The source claimed Translink's IT network had been in "lockdown" since Wednesday afternoon, with some staff unable to log into computers.
In a statement a spokeswoman for Translink said: "We are experiencing difficulties with our internal IT systems.
"We are working to resolve these issues as quickly as possible.
"Investigations are ongoing and there is no evidence that any data has been compromised.
"Bus and train services are not affected.
"Passenger and timetable information is available on the Translink website, Journey Planner and through our Contact Centre."
A spokesman for the National Cyber Security Centre said: "We are aware of the cyber incident affecting Translink and are working with partners to get a full understanding of the situation.

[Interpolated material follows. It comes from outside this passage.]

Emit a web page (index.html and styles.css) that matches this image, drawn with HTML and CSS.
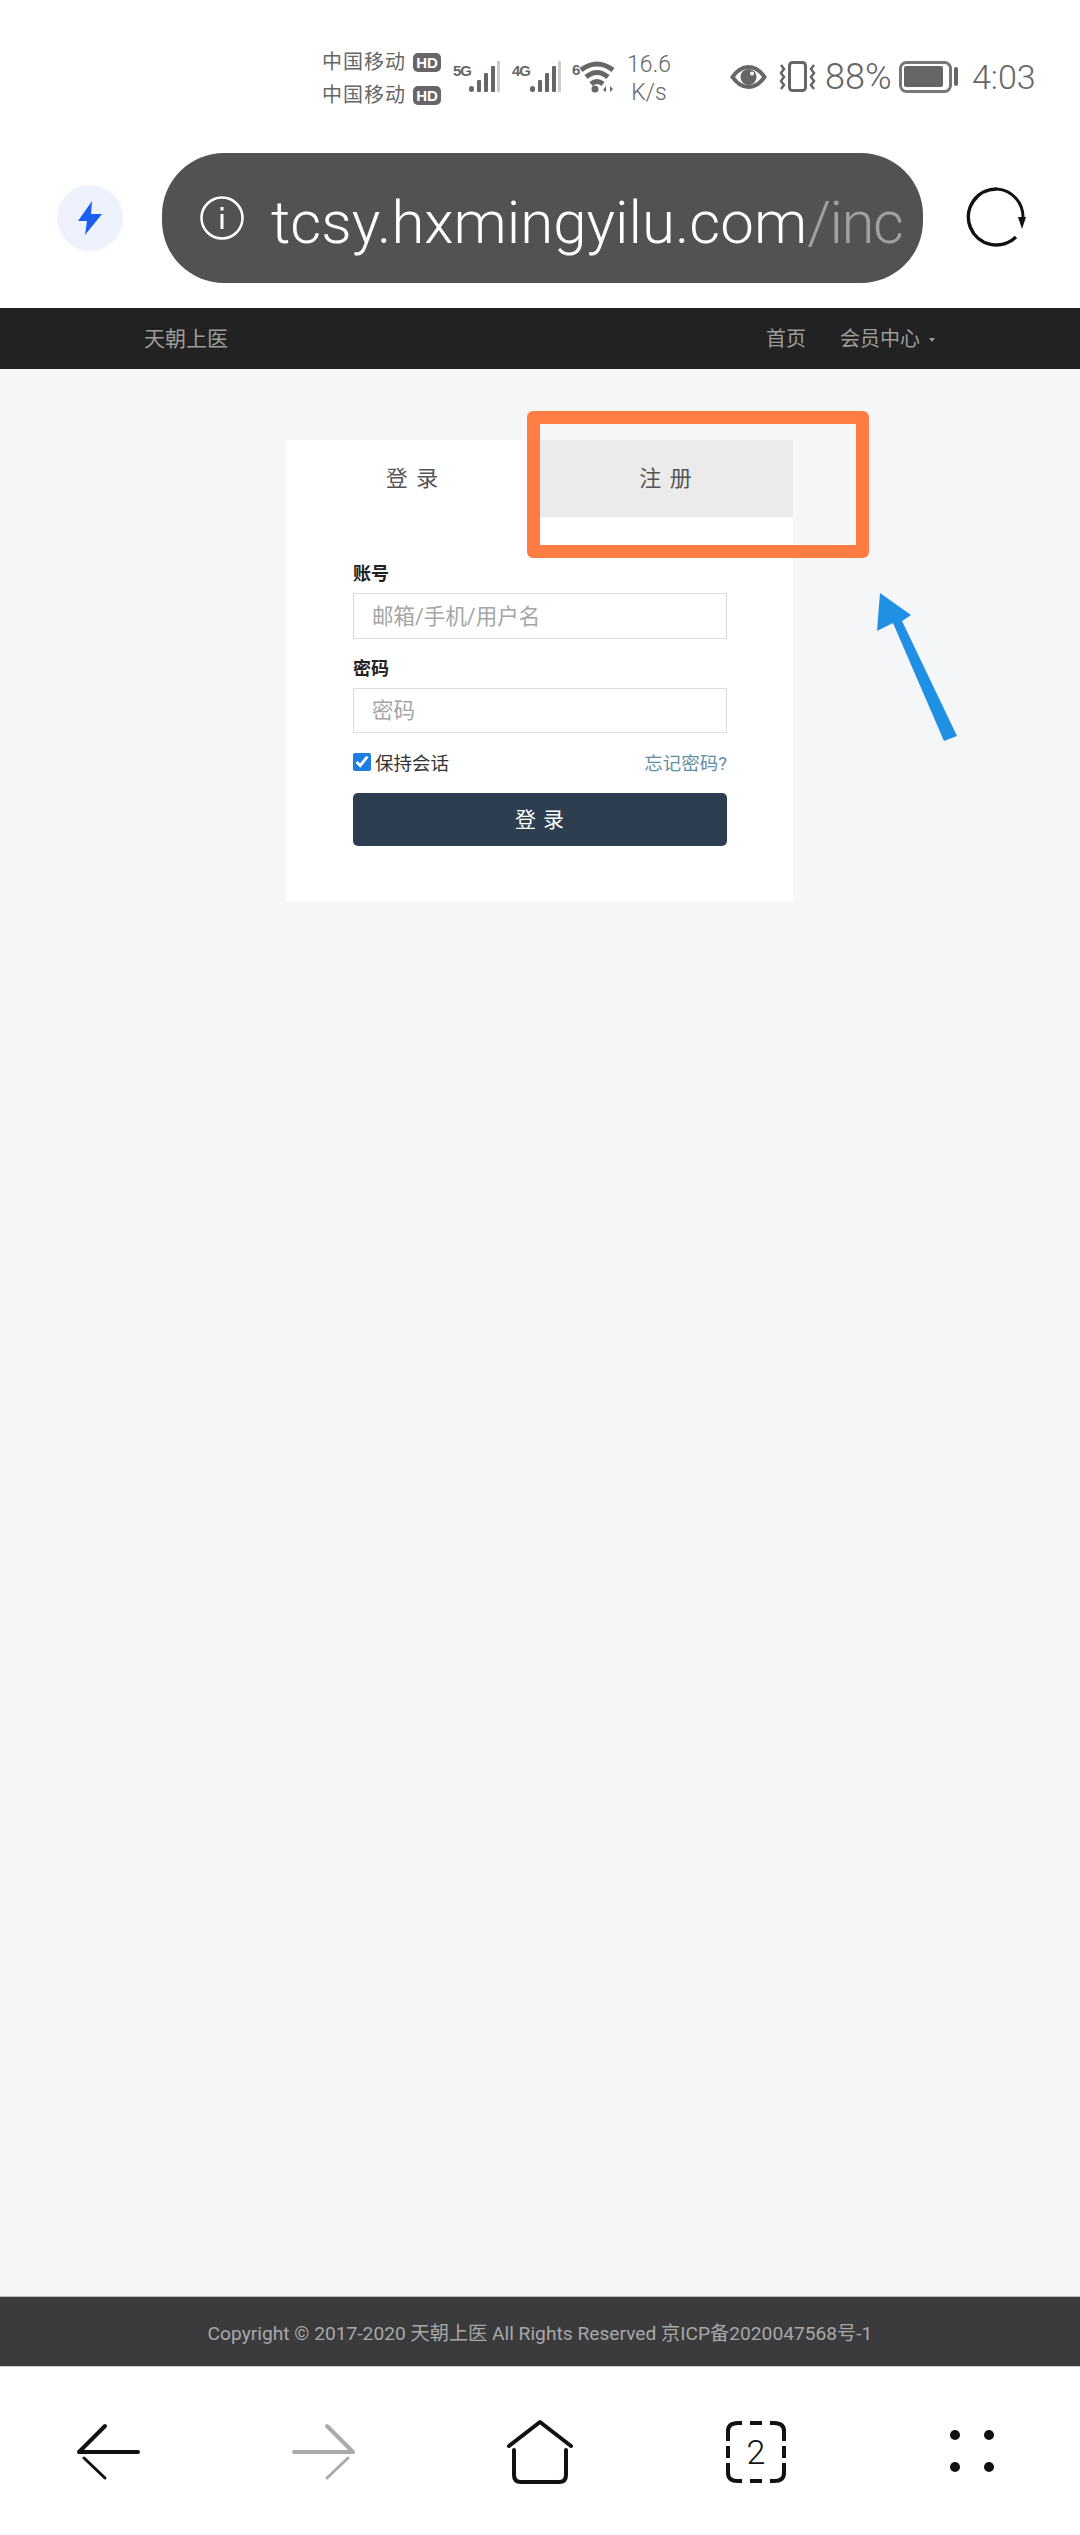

"The company have said that transportation has not been affected and that they are still able to take payments."
A police spokeswoman said: "PSNI have received a report of a suspected cyber related incident and are working with Translink to resolve it."
It is not the first time public bodies in Northern Ireland have been targeted in cyber attacks.
In 2016, figures obtained by The Irish News showed how Queen's University Belfast had suffered three ransomware attacks within a year.
On one occasion it paid a £400 ransom after hackers targeted a PC running Windows XP and encrypted documents and images.
Ulster University had identified 22 ransomware attacks since June 2015, while several councils also revealed that they had been targeted by ransomware.